An innovative UK launcher concept is to get 1m euros (£900,000) of investment from the European Space Agency (Esa).
The Skylon spaceplane would take off from a conventional aircraft runway, carry over 12 tonnes to orbit and then return to land on the same runway.
The money will help prove the vehicle's core technologies, including its Sabre air-breathing rocket engine.
Reaction Engines, the company behind the project, believes its reusable launcher could fly within 10 years.
Alan Bond, the Oxfordshire firm's managing director, said: "Traditional throw-away rockets costing more than a $100m per launch are a drag on the growth of this market.
"The Holy Grail to transform the economics of getting into space is to use a truly reusable space-plane capable of taking off from an airport and climbing directly into space, delivering its satellite payload and automatically returning safely to Earth."

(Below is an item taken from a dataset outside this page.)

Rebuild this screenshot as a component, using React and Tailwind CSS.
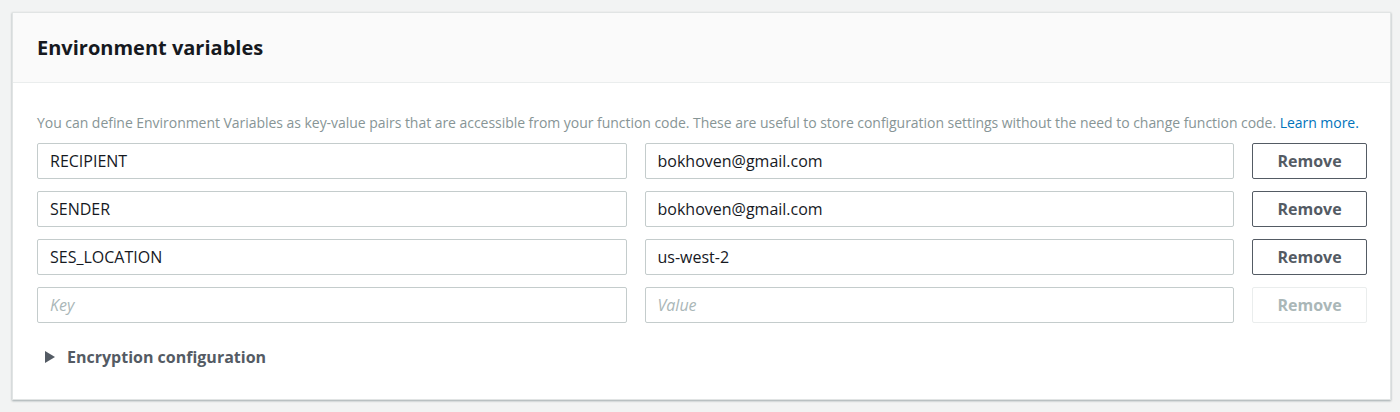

The Skylon concept's key enabling technology is its Sabre propulsion system.
It is part jet engine, part rocket engine. It burns hydrogen and oxygen to provide thrust - but in the lower atmosphere this oxygen is taken from the atmosphere.
At high speeds, this requires Sabre be able to cope with 1,000-degree gasses entering its intake. These need to be cooled prior to being compressed and burnt with the hydrogen.
Reaction Engines' breakthrough is a remarkable heat exchanger pre-cooler.
Arrays of extremely fine piping plunge the hot intake gases to minus 130C in just 1/100th of a second.
The Esa money comes from the agency's technology development programmes and contributes to a total programme of investment in Skylon worth almost £6m.
It will enable Reaction Engines to build a full test pre-cooler at its facility at Culham.
Other aspects of the Skylon design will be investigated by EADS Astrium, the German space agency (DLR) and the University of Bristol.
Europe already has a very capable expendable rocket system in the Ariane 5, but Esa constantly has one eye on the future and the technologies that will provide the next generation of launch systems.
Guaranteed access to space for its member states is one of Esa's primary objectives, but lowering the cost of that access is also important.
The "brochure price" for an Ariane 5 is about 160m euros (£140m).
"People are looking for the technologies which are going to enable us to really transform the economics of putting stuff up into space," said UK science minister Lord Drayson.
"Britain is well placed here. The Skylon project is a good example; but I'd also point to Surrey Satellite Technology Limited with their microsatellites that are a fraction of the price of conventional satellites.
"We're in a promising position as a country to be working on those areas of technology that are applicable to the future of space research," he told BBC News.
Lord Drayson said the coming year was an exciting one for the UK as it finessed its policies in the light of an important review being undertaken into space activity and exploration.
The minister said it was possible a new structure - meaning a dedicated UK space agency - was needed to oversee this future.
"We need to ask ourselves, 'are we as well organised as we can be to make the best from this good position we've got?' We haven't made any decisions about this yet because I'm waiting for this review to come to me."